Mid-infrared digital holography imaging in aqueous media

Abstract

Biochemical molecules (nucleic acids, proteins) have their spectral signature in mid-infrared (MIR) due to the vibrational modes of their molecular bonds. Hence, MIR spectroscopy is interesting for identifying molecules in biological tissues. However, water molecules have a very strong absorption in this spectral range and therefore constitute a major interferent for absorption measurements of biochemical species in an aqueous medium. Since a decade, the advent of Quantum Cascade Laser (QCLs), high brightness monochromatic sources, combined with the development of uncooled bolometer matrices, have paved the way for new research in the field of tissue micro-spectroscopy. Recently, MIR absorption imaging turned out to be promising for diagnosis, in particular thanks to QCLs, but still difficult in aqueous media. The aim of our work is to study the interest of phase shift measurement of aqueous samples by dispersion spectroscopy, around known absorption peaks of the species of interest. An imaging setup based on a Mach Zehnder interferometer was implemented, using QCLs sources and a microbolometer matrix, that allows both absorption and dispersion measurements in the 900 to 1660 cm⁻¹ spectral range.
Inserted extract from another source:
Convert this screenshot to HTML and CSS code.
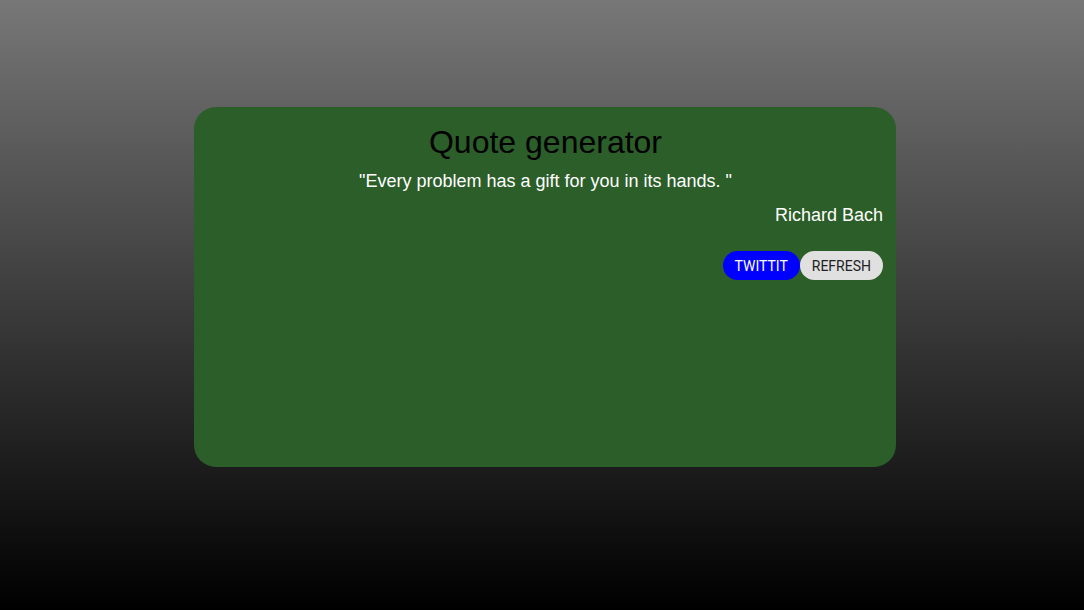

It was applied to SU8 photoresist patterns of different thicknesses in a 50 µm-thick cell filled with water. Absorption and phase shift spectra are extracted from images and respectively compared to Fourier transform infrared spectrometer (FTIR) measurements and Kramers Kronig transformation of them. These results with hydrated samples are encouraging and open interesting prospects towards label-free tissue diagnosis.